Pros
Stanford has good benefits in terms of health care for you and your family. It also has a decent matching retirement plan available. The salaries are comparable to other large non-profit organizations. The free Caltrain card to work is a good money saver, too, assuming you live near a train station.
Cons
-There is no parking and if you find any it is super expensive. -Inflexible work environment where innovation and creativity are stifled. -Employee personal development is non-existent. -There is little support for a work-life balance. Some managers are responsive to having employees who are parents and others just treat them poorly. -Middle and upper management are very impersonal and provide little feedback on work performance. -Much of middle management is shuffled around because of inefficiency but there is no motivation to fire them because they have been there too long. -Talented staff prefer to work elsewhere and there is a significant loss of good staff every year. -Much of middle and upper management is burned-out. -Middle and upper management are oblivious to making the best use of some of its staff.
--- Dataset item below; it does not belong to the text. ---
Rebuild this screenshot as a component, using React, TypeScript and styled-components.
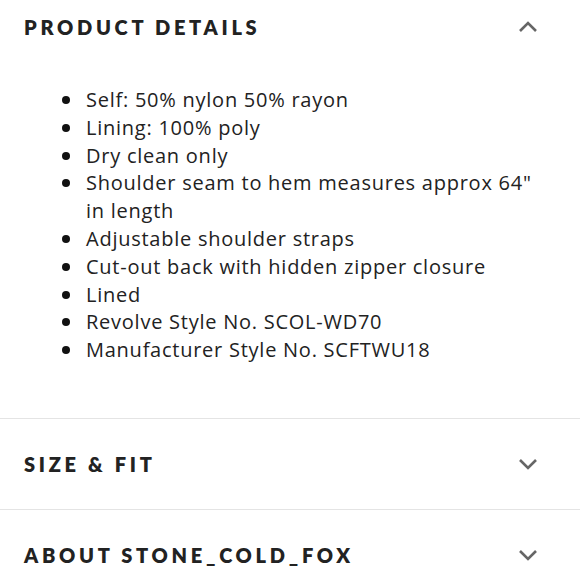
import React from "react";
import styled, { createGlobalStyle } from "styled-components";

const GlobalStyle = createGlobalStyle`
  body {
    margin: 0;
    background: #ffffff;
    font-family: "Open Sans", Lato, sans-serif;
  }
`;

interface IHeaderStyle {
  first?: boolean;
}

const Page = styled.div`
  width: 580px;
  height: 580px;
  overflow: hidden;
  background: #ffffff;
`;

const Section = styled.section<IHeaderStyle>`
  border-top: ${(props) => (props.first ? "none" : "1px solid #e4e4e4")};
`;

const Header = styled.div<IHeaderStyle>`
  display: flex;
  align-items: center;
  justify-content: space-between;
  height: ${(props) => (props.first ? "54px" : "90px")};
  padding: 0 42px 0 24px;
`;

const Title = styled.h2`
  margin: 0;
  color: #222222;
  font-family: Lato, "Liberation Sans", sans-serif;
  font-size: 20px;
  font-weight: 800;
  letter-spacing: 3.7px;
`;

const Content = styled.div`
  padding: 32px 36px 54px 86px;
`;

const List = styled.ul`
  margin: 0;
  padding: 0;
  list-style: none;
  color: #222222;
  font-family: "Open Sans", Lato, sans-serif;
  font-size: 20px;
  line-height: 27.8px;
  letter-spacing: 0.75px;
`;

const Item = styled.li`
  position: relative;

  &::before {
    content: "";
    position: absolute;
    left: -24px;
    top: 10px;
    width: 8px;
    height: 8px;
    border-radius: 50%;
    background: #111111;
  }
`;

const Chevron: React.FC<{ up?: boolean }> = ({ up }) => (
  <svg width="20" height="12" viewBox="0 0 20 12">
    <path
      d={up ? "M2 10 L10 2 L18 10" : "M2 2 L10 10 L18 2"}
      fill="none"
      stroke="#666666"
      strokeWidth="2.6"
    />
  </svg>
);

const details = [
  "Self: 50% nylon 50% rayon",
  "Lining: 100% poly",
  "Dry clean only",
  'Shoulder seam to hem measures approx 64" in length',
  "Adjustable shoulder straps",
  "Cut-out back with hidden zipper closure",
  "Lined",
  "Revolve Style No. SCOL-WD70",
  "Manufacturer Style No. SCFTWU18",
];

const App: React.FC = () => {
  return (
    <Page>
      <GlobalStyle />
      <Section first>
        <Header first>
          <Title>PRODUCT DETAILS</Title>
          <Chevron up />
        </Header>
        <Content>
          <List>
            {details.map((d) => (
              <Item key={d}>{d}</Item>
            ))}
          </List>
        </Content>
      </Section>
      <Section>
        <Header>
          <Title>SIZE &amp; FIT</Title>
          <Chevron />
        </Header>
      </Section>
      <Section>
        <Header>
          <Title>ABOUT STONE_COLD_FOX</Title>
          <Chevron />
        </Header>
      </Section>
    </Page>
  );
};

export default App;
People are routinely hired who can do so much more but managers hoard the resource and don't let them collaborate with other departments. -Departments rarely work well together. There is a lot of territoriality and reluctance to share any resources. -The highest officers in the department are very removed and don't realize how inefficiently a lot of things are run. -Transferring (or attempting to transfer) between departments even after many years of service is looked down on and people get overly jealous and defensive about this. Retaliation in this area is common. -Managers get little training on how to promote the best from their employees. -The politics feel like a corporate boardroom. -Most of the non-management staff are always looking for another job. -There is a lot of red tape to get anything done.